◆ **SET TASK**: Tally the lines containing the word "down" and give the total alone.

— START —

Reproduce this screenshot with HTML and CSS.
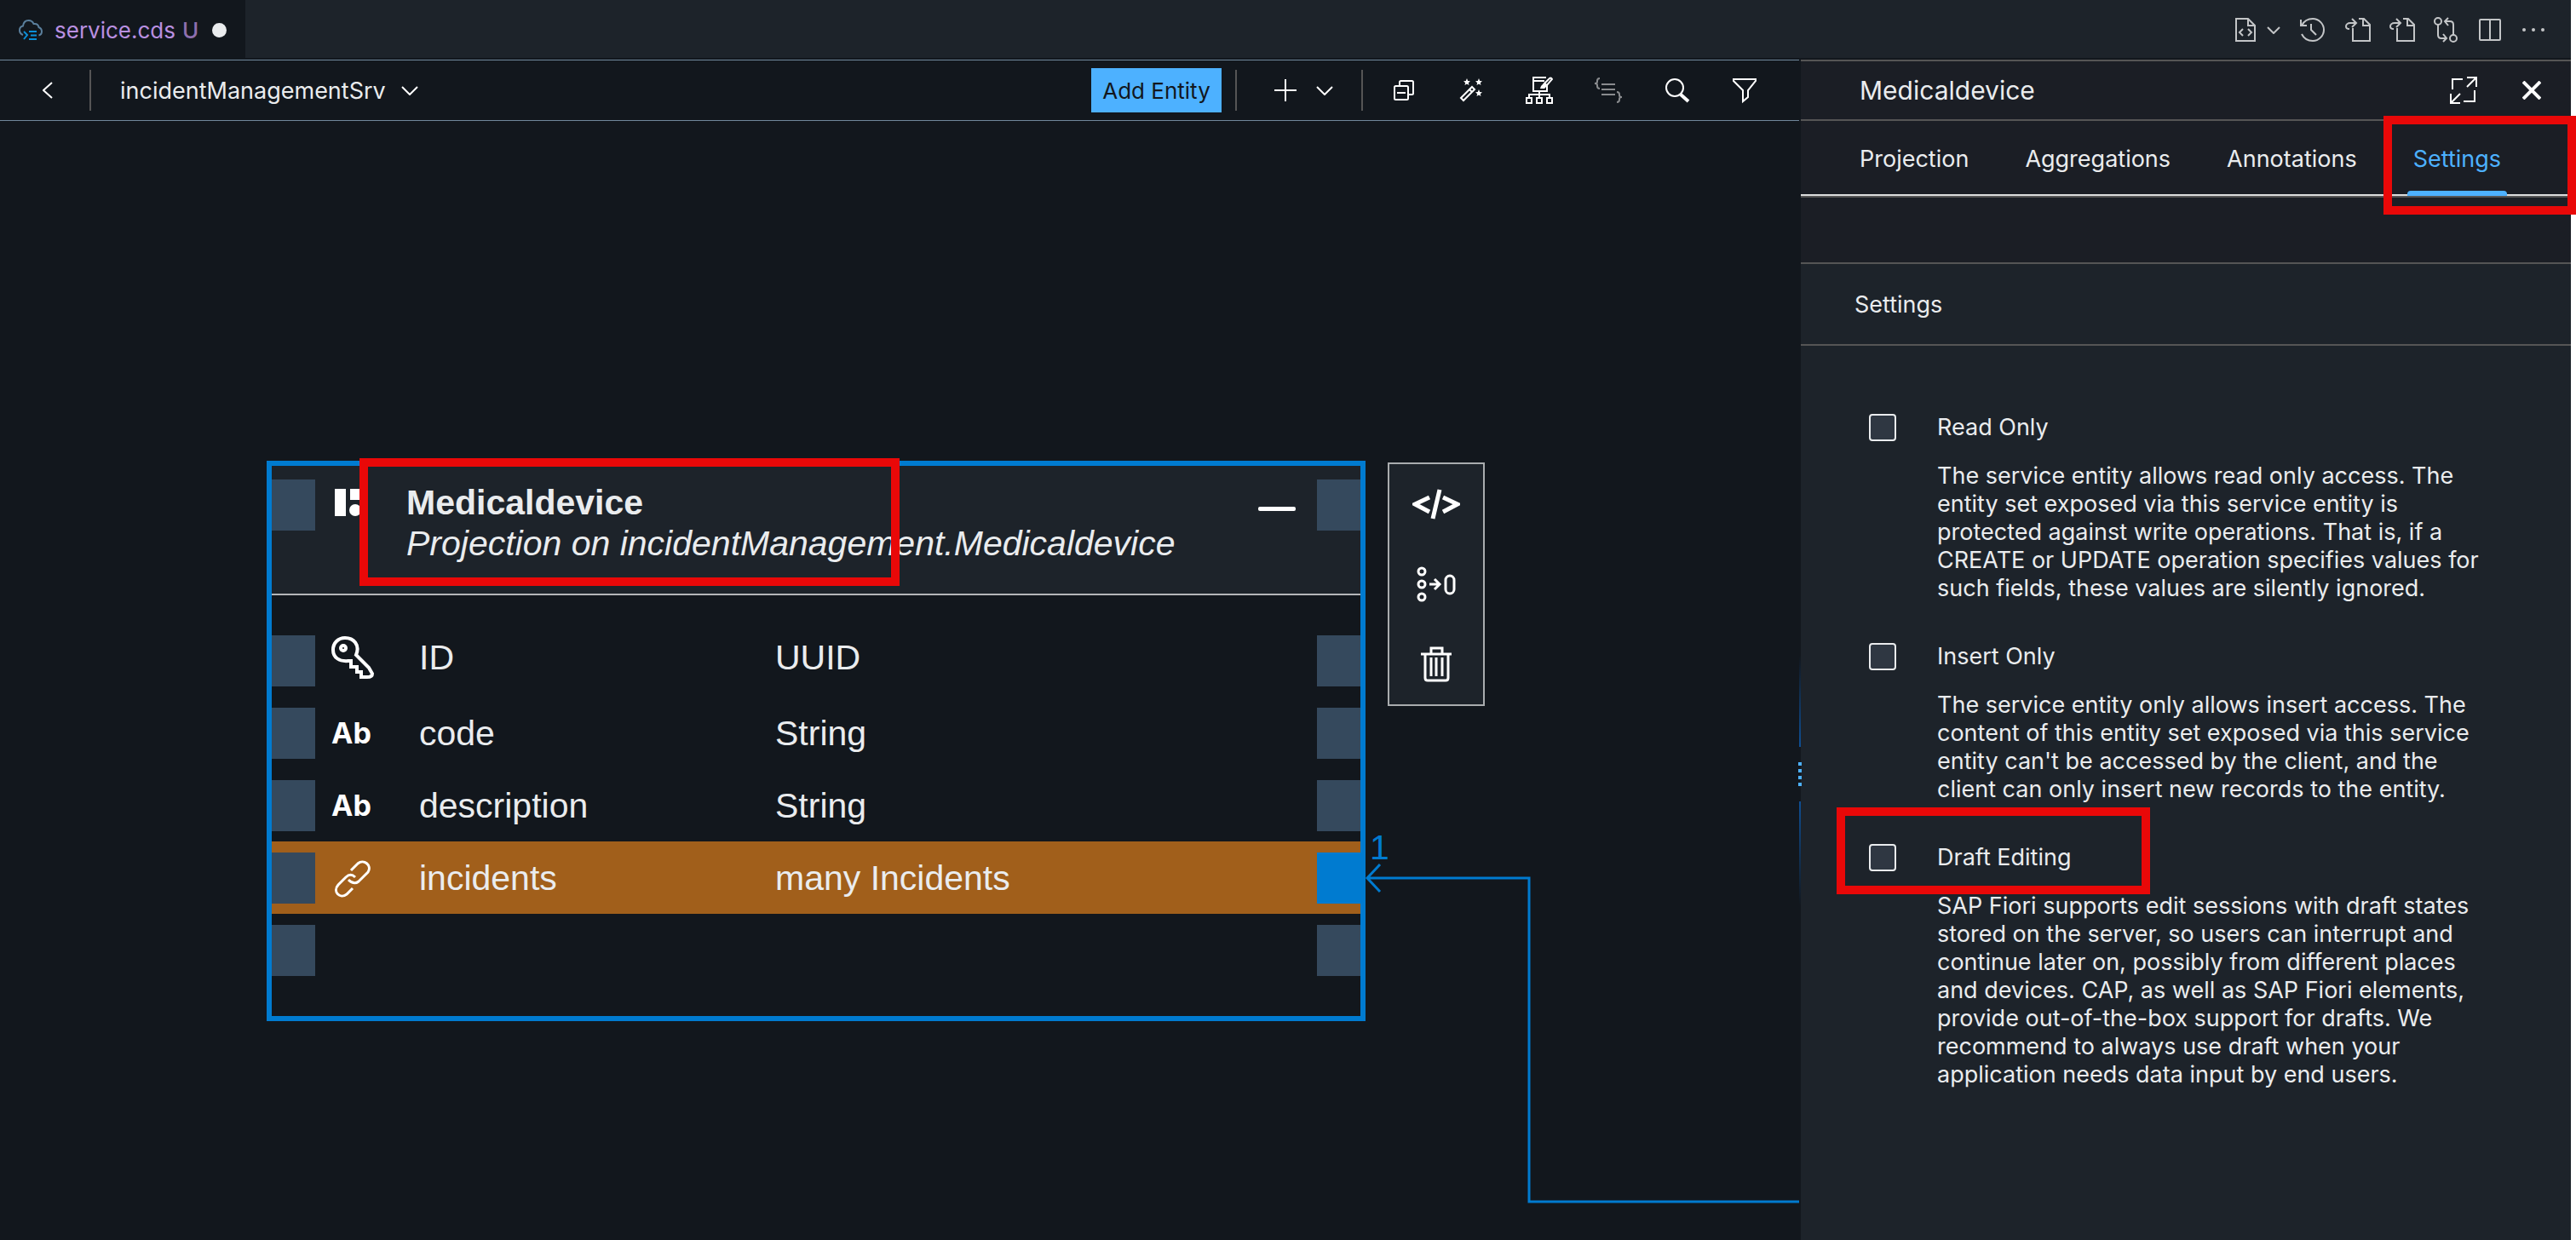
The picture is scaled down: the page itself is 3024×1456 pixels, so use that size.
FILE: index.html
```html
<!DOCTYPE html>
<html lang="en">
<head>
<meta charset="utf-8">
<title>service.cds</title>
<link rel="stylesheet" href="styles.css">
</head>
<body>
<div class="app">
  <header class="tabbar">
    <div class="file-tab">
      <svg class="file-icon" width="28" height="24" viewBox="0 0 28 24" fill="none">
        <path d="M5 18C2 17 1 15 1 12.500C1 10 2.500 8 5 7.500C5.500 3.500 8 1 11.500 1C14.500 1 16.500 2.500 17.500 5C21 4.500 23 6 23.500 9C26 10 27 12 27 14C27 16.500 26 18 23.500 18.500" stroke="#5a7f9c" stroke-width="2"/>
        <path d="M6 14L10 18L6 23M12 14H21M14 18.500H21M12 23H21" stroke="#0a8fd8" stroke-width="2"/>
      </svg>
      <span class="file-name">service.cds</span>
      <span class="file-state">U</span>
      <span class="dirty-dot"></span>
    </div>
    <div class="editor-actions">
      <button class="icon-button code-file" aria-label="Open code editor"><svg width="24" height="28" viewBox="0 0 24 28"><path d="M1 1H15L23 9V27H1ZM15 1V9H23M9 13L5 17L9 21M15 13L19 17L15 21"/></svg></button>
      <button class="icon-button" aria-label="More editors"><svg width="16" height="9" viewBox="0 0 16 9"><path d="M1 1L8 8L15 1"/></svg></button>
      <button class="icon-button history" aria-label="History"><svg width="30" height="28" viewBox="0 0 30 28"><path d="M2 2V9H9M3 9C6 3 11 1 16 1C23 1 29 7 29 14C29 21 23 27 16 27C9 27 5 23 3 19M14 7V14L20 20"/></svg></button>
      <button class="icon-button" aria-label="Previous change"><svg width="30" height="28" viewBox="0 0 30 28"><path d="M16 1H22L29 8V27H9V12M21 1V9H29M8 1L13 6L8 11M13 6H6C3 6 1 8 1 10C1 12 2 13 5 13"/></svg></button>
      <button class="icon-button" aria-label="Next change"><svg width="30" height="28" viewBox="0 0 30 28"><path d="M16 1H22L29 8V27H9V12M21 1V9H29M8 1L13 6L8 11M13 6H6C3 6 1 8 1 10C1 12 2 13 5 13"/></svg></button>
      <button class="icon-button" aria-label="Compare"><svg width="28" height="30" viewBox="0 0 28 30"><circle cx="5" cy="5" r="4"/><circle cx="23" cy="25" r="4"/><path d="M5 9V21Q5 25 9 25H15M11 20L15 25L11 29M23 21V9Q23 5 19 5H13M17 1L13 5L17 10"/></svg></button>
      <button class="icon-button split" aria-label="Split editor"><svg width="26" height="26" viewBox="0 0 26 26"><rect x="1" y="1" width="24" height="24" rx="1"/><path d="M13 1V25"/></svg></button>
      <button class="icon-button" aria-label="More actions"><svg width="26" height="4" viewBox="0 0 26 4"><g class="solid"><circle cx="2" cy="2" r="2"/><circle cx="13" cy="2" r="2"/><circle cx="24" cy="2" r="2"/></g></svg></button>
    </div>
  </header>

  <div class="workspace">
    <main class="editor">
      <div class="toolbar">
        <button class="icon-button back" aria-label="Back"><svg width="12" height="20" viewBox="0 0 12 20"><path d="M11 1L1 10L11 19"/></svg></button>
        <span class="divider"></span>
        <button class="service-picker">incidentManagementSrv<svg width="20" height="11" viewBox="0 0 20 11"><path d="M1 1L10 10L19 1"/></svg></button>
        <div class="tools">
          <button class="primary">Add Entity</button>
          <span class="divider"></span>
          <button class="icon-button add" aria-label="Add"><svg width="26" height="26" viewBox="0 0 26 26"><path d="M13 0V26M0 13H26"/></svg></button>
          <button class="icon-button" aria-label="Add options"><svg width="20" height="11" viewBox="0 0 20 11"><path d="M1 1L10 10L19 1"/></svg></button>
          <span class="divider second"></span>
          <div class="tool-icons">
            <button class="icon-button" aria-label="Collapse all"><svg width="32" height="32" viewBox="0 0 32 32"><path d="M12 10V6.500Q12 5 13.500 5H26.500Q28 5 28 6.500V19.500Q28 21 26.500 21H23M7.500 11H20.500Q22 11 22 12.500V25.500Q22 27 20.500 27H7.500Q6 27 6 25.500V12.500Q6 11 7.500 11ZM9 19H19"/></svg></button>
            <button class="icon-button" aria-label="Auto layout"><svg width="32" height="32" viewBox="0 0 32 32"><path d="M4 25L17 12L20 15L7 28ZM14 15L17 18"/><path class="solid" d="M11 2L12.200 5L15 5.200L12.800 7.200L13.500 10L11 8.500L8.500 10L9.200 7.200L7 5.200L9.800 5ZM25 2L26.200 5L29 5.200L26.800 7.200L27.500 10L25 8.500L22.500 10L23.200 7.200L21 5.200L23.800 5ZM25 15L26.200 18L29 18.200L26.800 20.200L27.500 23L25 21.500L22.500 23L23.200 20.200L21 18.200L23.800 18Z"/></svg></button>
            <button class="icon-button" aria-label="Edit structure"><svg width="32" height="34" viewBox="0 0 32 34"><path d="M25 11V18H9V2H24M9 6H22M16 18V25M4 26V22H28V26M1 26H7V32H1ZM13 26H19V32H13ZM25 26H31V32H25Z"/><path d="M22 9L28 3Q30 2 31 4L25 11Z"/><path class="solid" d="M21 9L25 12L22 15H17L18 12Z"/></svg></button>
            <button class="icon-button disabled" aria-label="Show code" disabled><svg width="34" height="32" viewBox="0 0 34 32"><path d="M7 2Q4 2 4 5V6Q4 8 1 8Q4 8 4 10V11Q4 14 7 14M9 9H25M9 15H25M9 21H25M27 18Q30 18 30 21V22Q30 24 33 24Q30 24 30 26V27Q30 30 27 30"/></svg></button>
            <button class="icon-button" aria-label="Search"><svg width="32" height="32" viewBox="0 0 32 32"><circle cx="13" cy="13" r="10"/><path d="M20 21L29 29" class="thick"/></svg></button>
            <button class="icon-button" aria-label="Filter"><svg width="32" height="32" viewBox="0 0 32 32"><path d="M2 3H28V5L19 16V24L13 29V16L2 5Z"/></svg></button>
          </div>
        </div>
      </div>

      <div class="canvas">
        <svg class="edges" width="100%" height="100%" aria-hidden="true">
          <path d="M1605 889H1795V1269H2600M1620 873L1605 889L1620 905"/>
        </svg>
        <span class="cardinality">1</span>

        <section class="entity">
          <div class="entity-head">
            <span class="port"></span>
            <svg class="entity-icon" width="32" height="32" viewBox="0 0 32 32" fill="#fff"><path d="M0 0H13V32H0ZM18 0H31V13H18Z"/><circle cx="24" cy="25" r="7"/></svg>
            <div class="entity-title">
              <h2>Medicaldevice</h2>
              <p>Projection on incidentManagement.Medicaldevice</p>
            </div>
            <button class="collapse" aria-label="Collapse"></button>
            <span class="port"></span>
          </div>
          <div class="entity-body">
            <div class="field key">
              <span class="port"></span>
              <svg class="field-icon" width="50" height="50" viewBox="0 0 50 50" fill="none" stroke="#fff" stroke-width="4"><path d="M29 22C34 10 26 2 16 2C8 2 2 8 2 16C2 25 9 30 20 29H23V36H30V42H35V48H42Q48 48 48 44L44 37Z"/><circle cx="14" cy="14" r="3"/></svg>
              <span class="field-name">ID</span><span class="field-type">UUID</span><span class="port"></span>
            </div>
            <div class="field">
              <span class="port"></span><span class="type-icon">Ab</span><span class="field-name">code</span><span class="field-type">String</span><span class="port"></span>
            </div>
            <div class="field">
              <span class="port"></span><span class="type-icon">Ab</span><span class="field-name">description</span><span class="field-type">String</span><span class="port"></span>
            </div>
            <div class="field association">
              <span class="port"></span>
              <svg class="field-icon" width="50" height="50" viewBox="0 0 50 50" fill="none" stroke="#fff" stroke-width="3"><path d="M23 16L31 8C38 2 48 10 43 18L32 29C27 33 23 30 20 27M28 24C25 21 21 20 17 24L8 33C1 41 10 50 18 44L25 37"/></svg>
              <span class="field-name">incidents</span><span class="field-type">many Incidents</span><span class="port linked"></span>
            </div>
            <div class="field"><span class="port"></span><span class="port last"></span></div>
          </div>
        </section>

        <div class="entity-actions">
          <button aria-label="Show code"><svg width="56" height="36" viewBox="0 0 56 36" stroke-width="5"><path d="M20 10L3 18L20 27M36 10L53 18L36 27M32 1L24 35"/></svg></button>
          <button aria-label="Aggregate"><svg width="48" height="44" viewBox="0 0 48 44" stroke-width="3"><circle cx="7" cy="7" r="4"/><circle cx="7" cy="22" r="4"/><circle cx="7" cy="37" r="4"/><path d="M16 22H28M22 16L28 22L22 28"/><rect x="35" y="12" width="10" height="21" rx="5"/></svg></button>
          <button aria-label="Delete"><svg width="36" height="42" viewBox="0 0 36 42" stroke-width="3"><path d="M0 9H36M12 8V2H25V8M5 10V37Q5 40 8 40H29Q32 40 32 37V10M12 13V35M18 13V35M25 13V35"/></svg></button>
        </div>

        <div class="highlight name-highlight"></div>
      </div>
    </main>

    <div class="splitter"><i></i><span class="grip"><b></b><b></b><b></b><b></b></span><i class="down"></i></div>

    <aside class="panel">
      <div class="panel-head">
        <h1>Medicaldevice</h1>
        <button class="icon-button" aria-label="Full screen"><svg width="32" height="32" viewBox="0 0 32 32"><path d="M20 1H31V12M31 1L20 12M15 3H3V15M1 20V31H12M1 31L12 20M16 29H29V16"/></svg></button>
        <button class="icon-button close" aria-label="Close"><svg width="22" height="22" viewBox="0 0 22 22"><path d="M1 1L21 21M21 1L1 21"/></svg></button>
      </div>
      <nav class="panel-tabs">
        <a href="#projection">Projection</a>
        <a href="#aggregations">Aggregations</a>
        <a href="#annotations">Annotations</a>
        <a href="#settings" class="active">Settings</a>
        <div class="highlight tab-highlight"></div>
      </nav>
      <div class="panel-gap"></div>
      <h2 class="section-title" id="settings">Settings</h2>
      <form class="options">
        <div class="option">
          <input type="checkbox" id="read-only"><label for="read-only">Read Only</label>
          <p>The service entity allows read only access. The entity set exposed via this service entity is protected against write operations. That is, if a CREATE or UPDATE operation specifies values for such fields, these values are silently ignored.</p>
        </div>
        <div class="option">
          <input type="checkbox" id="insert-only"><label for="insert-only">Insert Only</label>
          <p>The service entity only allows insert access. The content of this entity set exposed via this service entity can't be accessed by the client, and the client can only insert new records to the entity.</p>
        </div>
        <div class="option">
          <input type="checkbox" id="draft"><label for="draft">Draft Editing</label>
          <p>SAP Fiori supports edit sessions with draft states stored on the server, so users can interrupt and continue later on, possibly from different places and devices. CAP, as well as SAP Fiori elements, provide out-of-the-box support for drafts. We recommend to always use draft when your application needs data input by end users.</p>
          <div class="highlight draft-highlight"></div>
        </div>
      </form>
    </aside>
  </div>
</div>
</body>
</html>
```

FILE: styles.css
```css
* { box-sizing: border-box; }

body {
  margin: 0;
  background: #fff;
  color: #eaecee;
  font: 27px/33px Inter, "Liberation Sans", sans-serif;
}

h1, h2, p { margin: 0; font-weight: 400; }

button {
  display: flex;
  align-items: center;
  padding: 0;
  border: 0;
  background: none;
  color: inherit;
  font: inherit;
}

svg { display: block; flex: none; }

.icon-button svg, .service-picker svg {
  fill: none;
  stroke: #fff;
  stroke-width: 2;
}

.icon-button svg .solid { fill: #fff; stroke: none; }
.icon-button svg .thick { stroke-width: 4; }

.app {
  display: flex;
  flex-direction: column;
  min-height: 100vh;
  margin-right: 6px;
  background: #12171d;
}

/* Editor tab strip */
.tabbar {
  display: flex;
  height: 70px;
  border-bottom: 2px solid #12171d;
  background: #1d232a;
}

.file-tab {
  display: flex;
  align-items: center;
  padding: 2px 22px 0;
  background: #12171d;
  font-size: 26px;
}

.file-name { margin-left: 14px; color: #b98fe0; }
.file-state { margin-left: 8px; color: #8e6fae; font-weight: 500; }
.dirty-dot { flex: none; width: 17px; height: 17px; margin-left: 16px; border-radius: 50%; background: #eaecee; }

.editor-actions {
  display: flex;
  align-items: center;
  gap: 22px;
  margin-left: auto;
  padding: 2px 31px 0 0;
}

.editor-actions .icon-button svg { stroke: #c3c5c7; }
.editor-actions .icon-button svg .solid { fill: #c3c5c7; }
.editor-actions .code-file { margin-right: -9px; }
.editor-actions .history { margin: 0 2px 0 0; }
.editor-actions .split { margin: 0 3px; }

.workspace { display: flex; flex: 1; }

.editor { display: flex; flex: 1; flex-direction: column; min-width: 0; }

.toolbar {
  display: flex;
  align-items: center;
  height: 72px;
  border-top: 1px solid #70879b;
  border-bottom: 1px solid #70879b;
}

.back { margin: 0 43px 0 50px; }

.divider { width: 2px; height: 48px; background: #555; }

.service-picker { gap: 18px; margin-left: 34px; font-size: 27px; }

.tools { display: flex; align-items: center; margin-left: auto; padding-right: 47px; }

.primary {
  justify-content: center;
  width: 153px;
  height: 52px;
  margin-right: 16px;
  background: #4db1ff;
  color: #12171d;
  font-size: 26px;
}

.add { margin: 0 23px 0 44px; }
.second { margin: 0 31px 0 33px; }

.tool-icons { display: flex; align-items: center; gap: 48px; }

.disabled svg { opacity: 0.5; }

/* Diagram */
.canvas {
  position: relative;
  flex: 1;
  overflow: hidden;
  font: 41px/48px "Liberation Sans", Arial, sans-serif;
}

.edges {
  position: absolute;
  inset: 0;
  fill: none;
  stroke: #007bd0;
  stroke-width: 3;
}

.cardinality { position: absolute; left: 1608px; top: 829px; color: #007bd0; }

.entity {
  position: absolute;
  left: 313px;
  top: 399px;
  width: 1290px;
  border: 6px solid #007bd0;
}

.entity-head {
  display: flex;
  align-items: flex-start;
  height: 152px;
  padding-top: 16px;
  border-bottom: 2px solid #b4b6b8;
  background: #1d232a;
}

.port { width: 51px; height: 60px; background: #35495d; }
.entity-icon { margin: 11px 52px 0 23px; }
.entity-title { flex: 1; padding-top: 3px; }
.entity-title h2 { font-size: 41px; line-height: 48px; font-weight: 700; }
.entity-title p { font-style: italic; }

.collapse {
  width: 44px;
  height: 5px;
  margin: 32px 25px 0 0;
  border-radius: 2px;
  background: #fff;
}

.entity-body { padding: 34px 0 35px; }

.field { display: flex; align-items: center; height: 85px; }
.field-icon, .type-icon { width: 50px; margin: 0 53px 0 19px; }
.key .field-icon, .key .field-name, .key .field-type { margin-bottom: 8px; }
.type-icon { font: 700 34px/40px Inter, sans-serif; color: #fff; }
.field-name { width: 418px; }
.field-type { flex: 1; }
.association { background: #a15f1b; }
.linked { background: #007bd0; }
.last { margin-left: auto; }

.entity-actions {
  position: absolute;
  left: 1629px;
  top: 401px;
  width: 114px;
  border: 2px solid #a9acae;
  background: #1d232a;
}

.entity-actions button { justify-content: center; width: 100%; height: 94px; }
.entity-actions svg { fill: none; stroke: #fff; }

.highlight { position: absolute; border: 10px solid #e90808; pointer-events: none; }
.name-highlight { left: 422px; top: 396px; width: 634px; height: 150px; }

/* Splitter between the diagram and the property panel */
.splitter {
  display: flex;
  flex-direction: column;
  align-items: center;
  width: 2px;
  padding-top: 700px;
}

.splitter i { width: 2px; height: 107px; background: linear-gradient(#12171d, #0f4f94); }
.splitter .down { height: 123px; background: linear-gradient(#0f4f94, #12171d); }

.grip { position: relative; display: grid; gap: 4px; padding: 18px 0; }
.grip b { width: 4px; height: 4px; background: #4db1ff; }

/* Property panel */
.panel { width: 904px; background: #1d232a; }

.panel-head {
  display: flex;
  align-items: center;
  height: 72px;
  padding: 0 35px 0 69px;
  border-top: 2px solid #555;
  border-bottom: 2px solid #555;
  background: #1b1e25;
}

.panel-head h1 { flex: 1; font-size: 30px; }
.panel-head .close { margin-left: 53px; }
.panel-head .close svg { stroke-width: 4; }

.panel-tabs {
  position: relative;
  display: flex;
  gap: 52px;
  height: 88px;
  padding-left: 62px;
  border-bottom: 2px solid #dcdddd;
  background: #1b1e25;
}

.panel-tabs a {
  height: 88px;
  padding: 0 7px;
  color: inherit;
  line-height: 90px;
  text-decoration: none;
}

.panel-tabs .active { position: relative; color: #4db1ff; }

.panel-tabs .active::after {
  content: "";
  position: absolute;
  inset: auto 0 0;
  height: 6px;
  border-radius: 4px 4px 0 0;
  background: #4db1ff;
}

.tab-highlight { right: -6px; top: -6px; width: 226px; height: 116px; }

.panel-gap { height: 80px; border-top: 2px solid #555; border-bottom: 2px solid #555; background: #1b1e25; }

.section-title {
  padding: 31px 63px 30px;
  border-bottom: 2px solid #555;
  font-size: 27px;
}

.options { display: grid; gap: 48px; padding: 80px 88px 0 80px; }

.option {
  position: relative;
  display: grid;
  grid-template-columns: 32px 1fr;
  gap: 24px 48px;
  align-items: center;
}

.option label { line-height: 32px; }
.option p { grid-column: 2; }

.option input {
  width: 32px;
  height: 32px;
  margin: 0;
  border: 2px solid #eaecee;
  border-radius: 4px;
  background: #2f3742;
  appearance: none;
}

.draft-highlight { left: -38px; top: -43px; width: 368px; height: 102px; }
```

— END —

◆ **RESULT FOR THIS TASK**: 3